Just because that law bears Obama’s fingerprints and in slang bears his name does not mean that he has the imperial power to curtail it, any more than he could expand it. If he could, what would stop him from simply expanding it to outlaw, say, large Slurpies? Or unilaterally expanding it to mandate that all Americans cough up membership fees for gyms?
By enforcing only the provisions he finds politically expedient or tolerable, the president decided he could make the law what he desires it to be rather than what the words on the page actually say. He essentially granted himself the line item veto.

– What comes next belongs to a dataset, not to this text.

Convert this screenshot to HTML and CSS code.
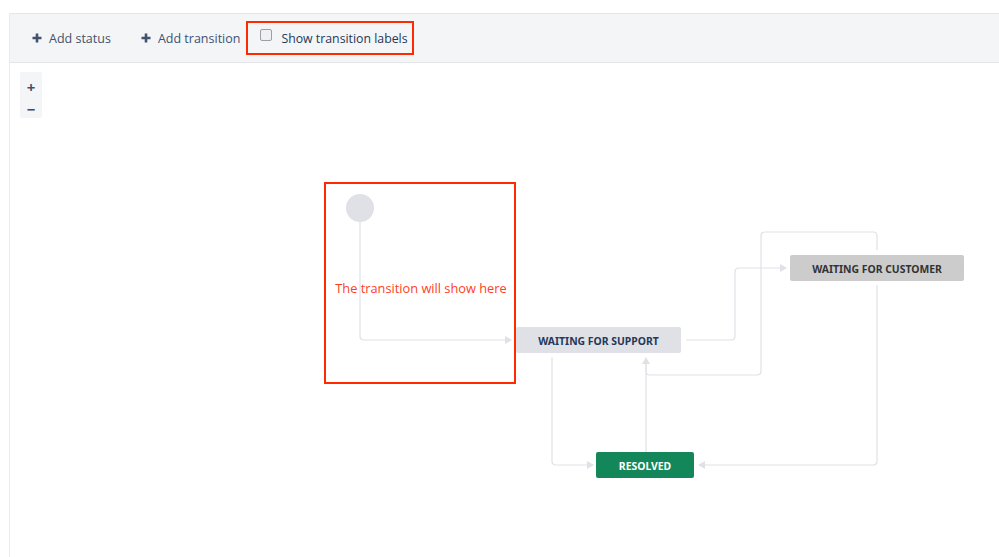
FILE: index.html
```html
<!DOCTYPE html>
<html>
<head>
<meta charset="utf-8">
<link rel="stylesheet" href="styles.css">
</head>
<body>
<div class="page">
  <div class="toolbar">
    <button class="tool">
      <svg class="plus" viewBox="0 0 10 10"><path d="M5 0.5V9.5M0.5 5H9.5" /></svg>
      <span>Add status</span>
    </button>
    <button class="tool">
      <svg class="plus" viewBox="0 0 10 10"><path d="M5 0.5V9.5M0.5 5H9.5" /></svg>
      <span>Add transition</span>
    </button>
    <label class="labels-toggle">
      <span class="checkbox"></span>
      <span>Show transition labels</span>
    </label>
  </div>
  <div class="canvas">
    <div class="zoom">
      <span class="zoom-btn">+</span>
      <span class="zoom-btn">&minus;</span>
    </div>
    <svg class="edges" viewBox="10 63 989 494" width="989" height="494">
      <g fill="none" stroke="#dfe1e6" stroke-width="1.2">
        <path d="M360 222 V336 Q360 340 364 340 H507" />
        <path d="M686 340 H731 Q735 340 735 336 V272 Q735 268 739 268 H782" />
        <path d="M877 250 V236 Q877 232 873 232 H765 Q761 232 761 236 V371 Q761 375 757 375 H650 Q646 375 646 371 V362" />
        <path d="M646 452 V362" />
        <path d="M877 285 V461 Q877 465 873 465 H704" />
        <path d="M552 357 V461 Q552 465 556 465 H589" />
      </g>
      <g fill="#dfe1e6">
        <circle cx="360" cy="208" r="14" />
        <path d="M505 336 L512 340 L505 344 Z" />
        <path d="M780 264 L787 268 L780 272 Z" />
        <path d="M642 364 L646 357 L650 364 Z" />
        <path d="M705 461 L698 465 L705 469 Z" />
        <path d="M587 461 L594 465 L587 469 Z" />
      </g>
    </svg>
    <div class="highlight"><span>The transition will show here</span></div>
    <div class="status s-support">WAITING FOR SUPPORT</div>
    <div class="status s-customer">WAITING FOR CUSTOMER</div>
    <div class="status s-resolved">RESOLVED</div>
  </div>
</div>
</body>
</html>
```

FILE: styles.css
```css
html, body {
  margin: 0;
  padding: 0;
  background: #ffffff;
  font-family: "Open Sans", "Noto Sans", sans-serif;
}
.page {
  margin-top: 13px;
  margin-left: 9px;
  height: 544px;
  border-left: 1px solid #ebecf0;
  display: flex;
  flex-direction: column;
}
.toolbar {
  height: 48px;
  background: #f4f5f7;
  border-top: 1px solid #e4e5e8;
  border-bottom: 1px solid #e4e5e8;
  display: flex;
  align-items: center;
  padding-left: 22px;
}
.tool {
  border: 0;
  background: transparent;
  padding: 0;
  margin: 0 30px 0 0;
  display: flex;
  align-items: center;
  font-family: inherit;
  font-size: 12.5px;
  color: #42526e;
  cursor: pointer;
}
.tool:nth-child(2) {
  margin-right: 6px;
}
.plus {
  width: 10px;
  height: 10px;
  margin-right: 7px;
}
.plus path {
  stroke: #42526e;
  stroke-width: 2.6;
}
.labels-toggle {
  display: flex;
  align-items: center;
  height: 30px;
  border: 2px solid #ff2a00;
  padding: 0 4px 0 12px;
  font-size: 12.3px;
  color: #253858;
}
.checkbox {
  width: 10px;
  height: 10px;
  border: 1px solid #9aa0a8;
  border-radius: 2px;
  background: #eef0f2;
  margin-right: 9px;
  margin-top: -6px;
}
.canvas {
  position: relative;
  flex: 1;
}
.zoom {
  margin: 9px 0 0 10px;
  width: 22px;
  height: 46px;
  box-sizing: border-box;
  padding-top: 4px;
  background: #f4f5f7;
  border-radius: 2px;
  display: flex;
  flex-direction: column;
  align-items: center;
  font-size: 15px;
  font-weight: 700;
  color: #42526e;
}
.zoom-btn {
  height: 22px;
  line-height: 22px;
}
.edges {
  position: absolute;
  left: 0;
  top: 0;
}
.highlight {
  position: absolute;
  left: 314px;
  top: 119px;
  width: 188px;
  height: 198px;
  border: 2px solid #ff2a00;
  display: flex;
  align-items: center;
  justify-content: center;
}
.highlight span {
  font-size: 12.8px;
  color: #ff3d1f;
  margin-top: 10px;
  margin-left: 2px;
}
.status {
  position: absolute;
  height: 26px;
  box-sizing: border-box;
  padding-top: 1px;
  border-radius: 2px;
  display: flex;
  align-items: center;
  justify-content: center;
  font-family: "Noto Sans", "Open Sans", sans-serif;
  font-size: 10.4px;
  font-weight: 700;
}
.s-support {
  left: 506px;
  top: 264px;
  width: 165px;
  background: #dfe1e6;
  color: #253858;
}
.s-customer {
  left: 780px;
  top: 192px;
  width: 174px;
  background: #cccccc;
  color: #333333;
}
.s-resolved {
  left: 586px;
  top: 389px;
  width: 98px;
  background: #14875a;
  color: #ffffff;
}
```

From the plain reading of the Constitution that the president’s fundamental duty is to “take Care that the laws be faithfully executed” (Article II, Section 3); to the U.S. Supreme Court’s unequivocal judgment in Kendall v. United States (1838) that the president may not claim a power to “control the legislation of Congress”; to the court’s resounding rejection of a mere statutory line-item veto in Clinton v. City of New York (1998) — there is no uncertainty about the president’s duty to either enforce a law entirely or to ask the duly authorized Congress to amend it. He does not have the power of amendment himself.
The Constitution nowhere empowers the president to ask that Congress pass unknowably large laws and then to muck around inside them until he finds portions to choose to implement and enforce.
Sadly, few Democrats in Congress are standing up to express outrage at such a blatant attempt by a president to usurp the powers of the other two branches of government. And it’s downright terrifying that many Republican leaders in Congress appear willing to softly baptize this extraordinary power grab by settling merely for a fig leaf of quid pro quo modification of a different portion of this unpopular law.
If they are serious about their duty to uphold the Constitution, they will stick with defunding the law that the president has just refused to implement in a lawful manner.
The time to fully stop Obamacare is now, for it is suddenly about so much more than health care.